Signing his name had become a default mode of apology. Out came the signing pen and an eight-by-ten glossy, a headshot of the aging slugger resplendent in a fuchsia golf shirt: Mickey Mantle in the pink. “To Jane, Sorry I farted. Your friend, Mick.”
He said he had a headache and ordered a beer. I gave him two aspirin. He didn’t want to answer any more questions. A limo was coming to get him at 11
A.M.
He said we could talk in the car on the way to the airport in Philadelphia. I decided to wait to deliver the high, hard one.
“So who’s better? Mickey Mantle or Willie Mays?”
“Fuckin’ Willie,” he replied.
“That’s what my father said.”
“If you didn’t know either one of us and you wanted to know who’s better, Willie or Mickey, and you opened the record book, what would it say? I guess Willie. Ya have to go by the bottom line. I don’t alibi. I played in a lot more World Series games. I feel when I was good I was better. Willie was probably about the best overall player I ever saw in my era. Him and Hank Aaron, neither one ever got hurt. He was a lot better fielder than I was. When I was healthy and going good, I was a better offensive player. And I played in a terrible ballpark for me. If I played in Atlanta County Fulton Stadium there’s no telling, I might have hit eight hundred home runs. Baseball was easy for him. Willie loved it. You could see it in him. I did too, when I felt good.”
What about the injuries? The knees, the hamstrings, the shoulder, the spike caught in the drain, the what-ifs?

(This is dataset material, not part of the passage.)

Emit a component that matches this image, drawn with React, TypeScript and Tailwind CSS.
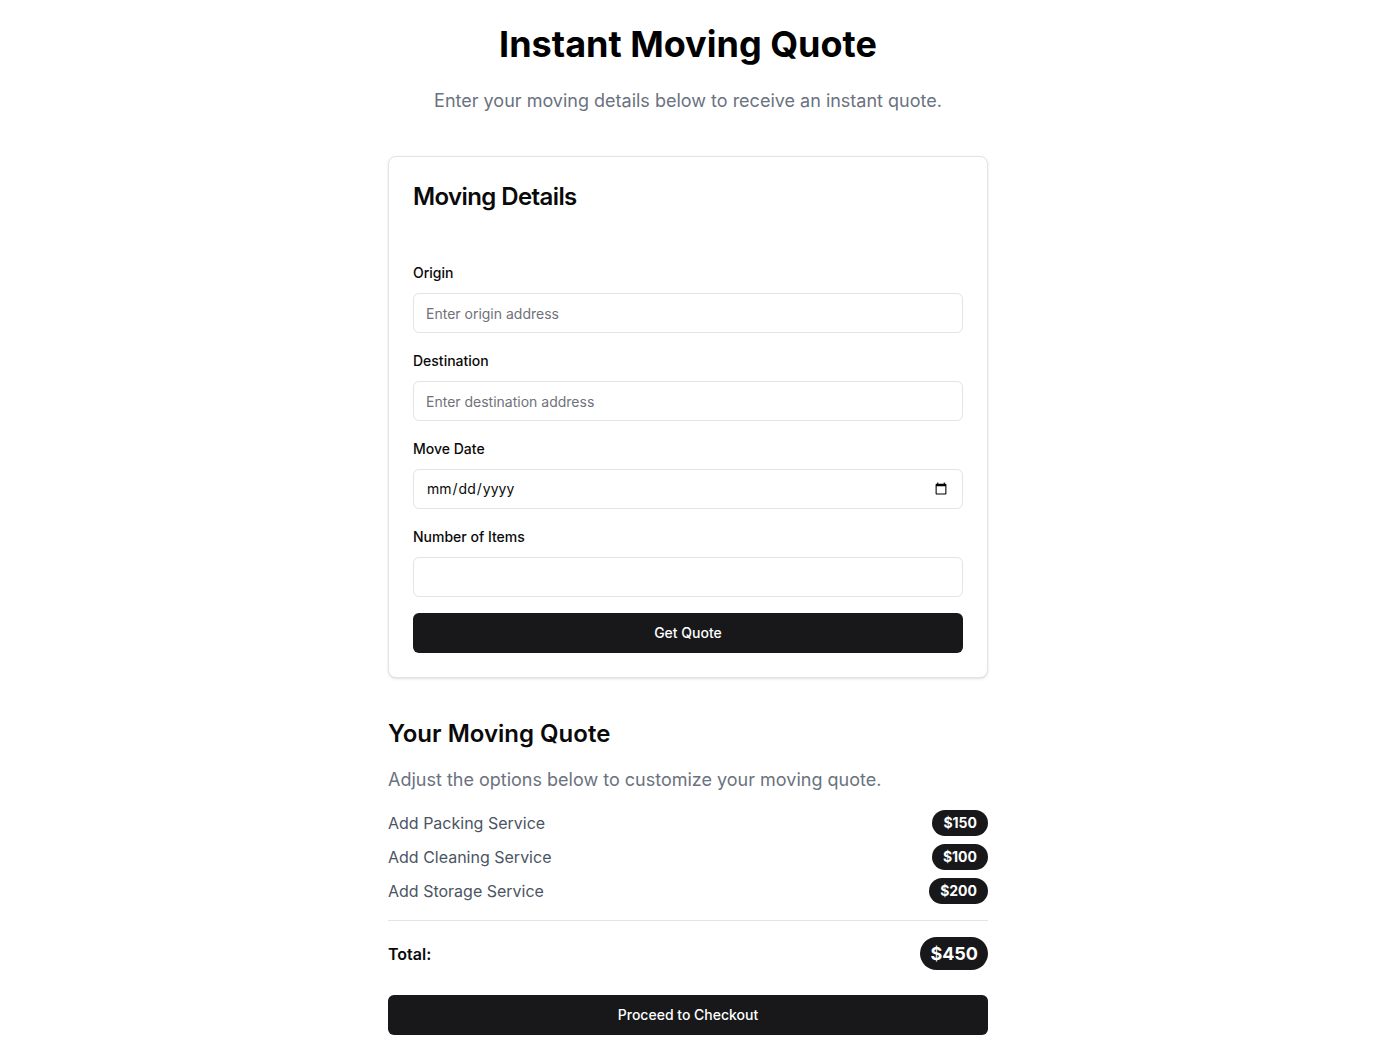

“That was overplayed. A lot of times I felt great. I wasn’t always a one-legged guy who looked like a mummy. I never had any problem from the waist
up. I didn’t hurt as bad as everybody thought I did. I still ran down to first base faster than anyone. I played twenty-four hundred games. That’s three hundred more than anyone ever played for the Yankees. Out of eighteen years, probably fourteen was good. Just not the last four. Well, I don’t know if I was ever a hundred percent. I was eighty percent.
“It does bug me that I’m not up in the record books more. Every time I’m introduced and someone days, ‘Lifetime .298 hitter,’ I think, ‘You cocksucker, quit saying that!’”
He began to hum. “Have you ever heard that song ‘Willie, Mickey, and The Duke’? That guy made some money.”
The refrain was all he knew of Terry Cashman’s 1981 anthem to Fifties baseball. Say, hey. Say, hey. Say, hey. “I know all the words to ‘I Love Mickey.’ Teresa Brewer wrote it.”
They recorded it together
—
in counterpoint
—
in 1956.
“I love Mickey.”
“Mickey who?”
“You know who, the fella with the celebrated swing.”
It reached number 51 on the charts.
“Betcha don’t know what’s on the B side? ‘Keep Your Cotton Pickin’ Paddies offa My Heart.’ ”
It was the year he won the Triple Crown. He was on the way up. Life was a dream.